W porannej rozmowie Roberta Mazurka na antenie radia RMF FM Tadeusz Cymański mówił m.in. o swoim stanie zdrowia. Niedawno polityk informował, że zdiagnozowano u niego raka. Następnie przeszedł pomyślną operację.
W odpowiedzi na pytanie Mazurka, Cymański nie krył entuzjazmu po udanym zabiegu. „Tak, operacja się udała pacjent żyje, a co ciekawsze z dobrym rokowaniem na przyszłość. Jest ryzyko, ale ono jest na poziomie, według wiedzy medycznej, na poziomie kilku procent, czyli ogromne szczęście” – mówił.
Czytaj także: Kwaśniewski miał groźne powikłania po Covid-19. „Trwa do dzisiaj”
„Teraz, żeby miało to odwrócić, musiały być wielki pech, czyli tylko obserwacja i bez chemioterapii” – kontynuował Cymański. „No to naprawdę Pan Bóg się ze mną cacka. Ktoś mi powiedział, (Bóg – red.) „cacka się z tobą”. Jestem pieszczochem losu, dlatego taka radość” – dodał.
Cymański przeszedł operację
Niedawno w rozmowie z mediami Cymański przyznał, że o chorobie dowiedział się „niespodzianie i przypadkowo”. „To było w tym roku, w styczniu i przy okazji. Przy okazji badań, badań klatki piersiowej, bo sobie popalałem kiedyś zdrowo. Więc profilaktycznie rodzina naciska: badaj, badaj. I zrobiono USG jamy brzusznej i przy okazji okazało, że tam jest coś. No i później już badania bardziej szczegółowe potwierdziły, że jest to nowotwór.” – powiedział.
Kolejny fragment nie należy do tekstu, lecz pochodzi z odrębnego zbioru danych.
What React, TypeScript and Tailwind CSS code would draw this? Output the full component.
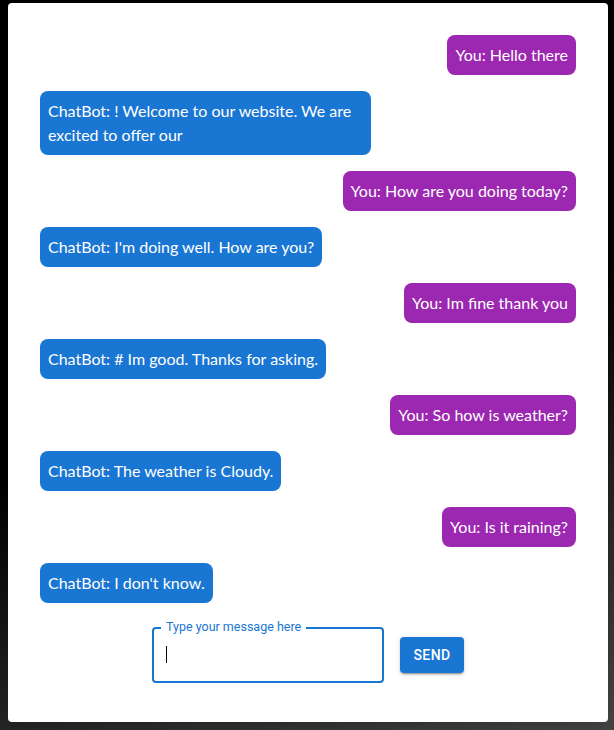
const messages: { from: 'user' | 'bot'; text: string }[] = [
  { from: 'user', text: 'You: Hello there' },
  { from: 'bot', text: 'ChatBot: ! Welcome to our website. We are excited to offer our' },
  { from: 'user', text: 'You: How are you doing today?' },
  { from: 'bot', text: "ChatBot: I'm doing well. How are you?" },
  { from: 'user', text: 'You: Im fine thank you' },
  { from: 'bot', text: 'ChatBot: # Im good. Thanks for asking.' },
  { from: 'user', text: 'You: So how is weather?' },
  { from: 'bot', text: 'ChatBot: The weather is Cloudy.' },
  { from: 'user', text: 'You: Is it raining?' },
  { from: 'bot', text: "ChatBot: I don't know." },
];

export default function App() {
  return (
    <div className="min-h-[730px] bg-[linear-gradient(160deg,#000_50%,#454545_100%)] px-2 pt-[3px] pb-2">
      <div className="w-[600px] h-[719px] bg-white rounded shadow-lg px-8 pt-8 flex flex-col">
        <div className="flex flex-col gap-4 font-['Lato','Noto_Sans',sans-serif] text-[16px] leading-6 text-white">
          {messages.map((m, i) => (
            <div key={i} className={m.from === 'user' ? 'flex justify-end' : 'flex justify-start'}>
              <div
                className={
                  m.from === 'user'
                    ? 'bg-[#9c27b0] rounded-lg px-2 py-2 max-w-[331px]'
                    : 'bg-[#1976d2] rounded-lg px-2 py-2 max-w-[331px]'
                }
              >
                {m.text}
              </div>
            </div>
          ))}
        </div>
        <div className="flex items-center justify-center gap-4 mt-6 font-['Roboto',sans-serif]">
          <div className="relative w-[232px] h-[56px] border-2 border-[#1976d2] rounded">
            <label className="absolute -top-[10px] left-[7px] px-[5px] bg-white text-[12.5px] leading-4 text-[#1976d2]">
              Type your message here
            </label>
            <input
              autoFocus
              className="w-full h-full px-3 outline-none bg-transparent text-[16px] text-black caret-black"
            />
            <span className="absolute left-3 top-[17px] w-px h-[17px] bg-black" />
          </div>
          <button className="w-16 h-9 bg-[#1976d2] text-white text-[14px] font-medium tracking-[0.4px] rounded shadow-[0_3px_1px_-2px_rgba(0,0,0,0.2),0_2px_2px_0_rgba(0,0,0,0.14),0_1px_5px_0_rgba(0,0,0,0.12)]">
            SEND
          </button>
        </div>
      </div>
    </div>
  );
}
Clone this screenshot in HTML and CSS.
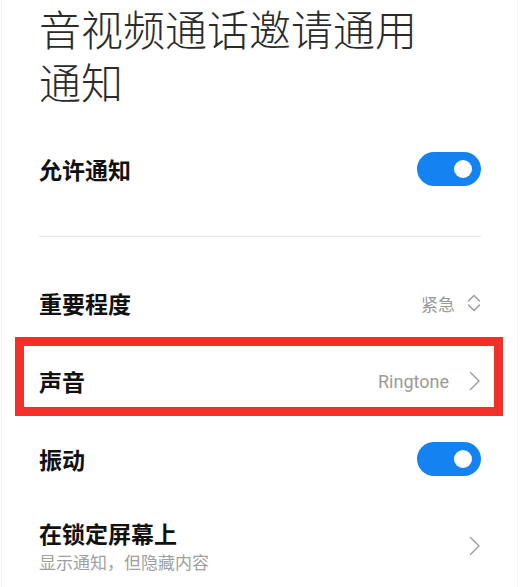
FILE: index.html
```html
<!DOCTYPE html>
<html lang="zh-CN">
<head>
    <meta charset="UTF-8">
    <meta name="viewport" content="width=device-width, initial-scale=1.0">
    <title>音视频通话邀请通用通知</title>
    <link rel="stylesheet" href="styles.css">
</head>
<body>
    <div class="page">
        <h1 class="page-title">音视频通话邀请通用<br>通知</h1>

        <div class="row">
            <span class="row-label">允许通知</span>
            <span class="switch on"><span class="knob"></span></span>
        </div>

        <div class="divider"></div>

        <div class="row">
            <span class="row-label">重要程度</span>
            <span class="row-value">
                紧急
                <svg class="updown" width="14" height="18" viewBox="0 0 14 18">
                    <polyline points="1.5,7 7,1.5 12.5,7" />
                    <polyline points="1.5,11 7,16.5 12.5,11" />
                </svg>
            </span>
        </div>

        <div class="row highlight">
            <span class="row-label">声音</span>
            <span class="row-value">
                <span class="latin">Ringtone</span>
                <svg class="chevron" width="12" height="20" viewBox="0 0 12 20">
                    <polyline points="1.5,1.5 10,10 1.5,18.5" />
                </svg>
            </span>
        </div>

        <div class="row">
            <span class="row-label">振动</span>
            <span class="switch on"><span class="knob"></span></span>
        </div>

        <div class="row tall">
            <div class="row-text">
                <span class="row-label">在锁定屏幕上</span>
                <span class="row-sub">显示通知，但隐藏内容</span>
            </div>
            <span class="row-value">
                <svg class="chevron" width="12" height="20" viewBox="0 0 12 20">
                    <polyline points="1.5,1.5 10,10 1.5,18.5" />
                </svg>
            </span>
        </div>
    </div>
</body>
</html>
```

FILE: styles.css
```css
* {
    box-sizing: border-box;
    margin: 0;
    padding: 0;
}

body {
    background: white;
    color: #111;
    font-family: "Noto Sans CJK SC", "Noto Sans", sans-serif;
}

.page {
    margin: 0 2px 0 1px;
    min-height: 587px;
    padding: 0 36px 0 37px;
    border-left: 1px solid #f3f3f3;
    border-right: 1px solid #f3f3f3;
}

.page-title {
    font-size: 42px;
    line-height: 53px;
    font-weight: 300;
    color: #2b2b2b;
    padding-top: 1px;
    margin-bottom: 23px;
    white-space: nowrap;
}

.row {
    height: 78px;
    display: flex;
    align-items: center;
    justify-content: space-between;
}

.row.tall {
    height: 96px;
}

.row-text {
    display: flex;
    flex-direction: column;
}

.row-label {
    font-size: 23px;
    font-weight: 700;
    color: #111;
    line-height: 30px;
}

.row-sub {
    font-size: 17px;
    color: #a0a0a0;
    line-height: 24px;
    margin-top: 2px;
}

.row-value {
    display: flex;
    align-items: center;
    gap: 12px;
    font-size: 17px;
    color: #9a9a9a;
}

.latin {
    font-family: Roboto, "Noto Sans", sans-serif;
    font-size: 18px;
    margin-right: 8px;
}

.updown polyline,
.chevron polyline {
    fill: none;
    stroke: #9a9a9a;
    stroke-width: 1.4;
    stroke-linecap: round;
    stroke-linejoin: round;
}

.switch {
    width: 64px;
    height: 34px;
    border-radius: 17px;
    background: #1482f0;
    display: flex;
    align-items: center;
    justify-content: flex-end;
    padding-right: 9px;
}

.knob {
    width: 18px;
    height: 18px;
    border-radius: 50%;
    background: white;
}

.divider {
    height: 1px;
    background: #e6e6e6;
    margin: 28px 0 27px;
}

.highlight {
    position: relative;
}

.highlight::after {
    content: "";
    position: absolute;
    top: -5px;
    bottom: 4px;
    left: -24px;
    right: -22px;
    border: 9px solid #f2302b;
}
```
Czytaj także: Niedzielski usłyszał pytanie o obowiązkowe szczepienia. Oto odpowiedź
Pod koniec kwietnia przeszedł operację wycięcia nowotworu. „Wracam do zdrowia, dochodzę do siebie, cieszę się, że mam to za sobą.” – przyznał Cymański. „Wycięli mi nowotwór. Operacja trwała kilka godzin, czekam jeszcze na badania i dziękuję Bogu, że wszystko się udało. Przy okazji apeluję do ludzi, żeby się badali” – mówił niedługo po zabiegu.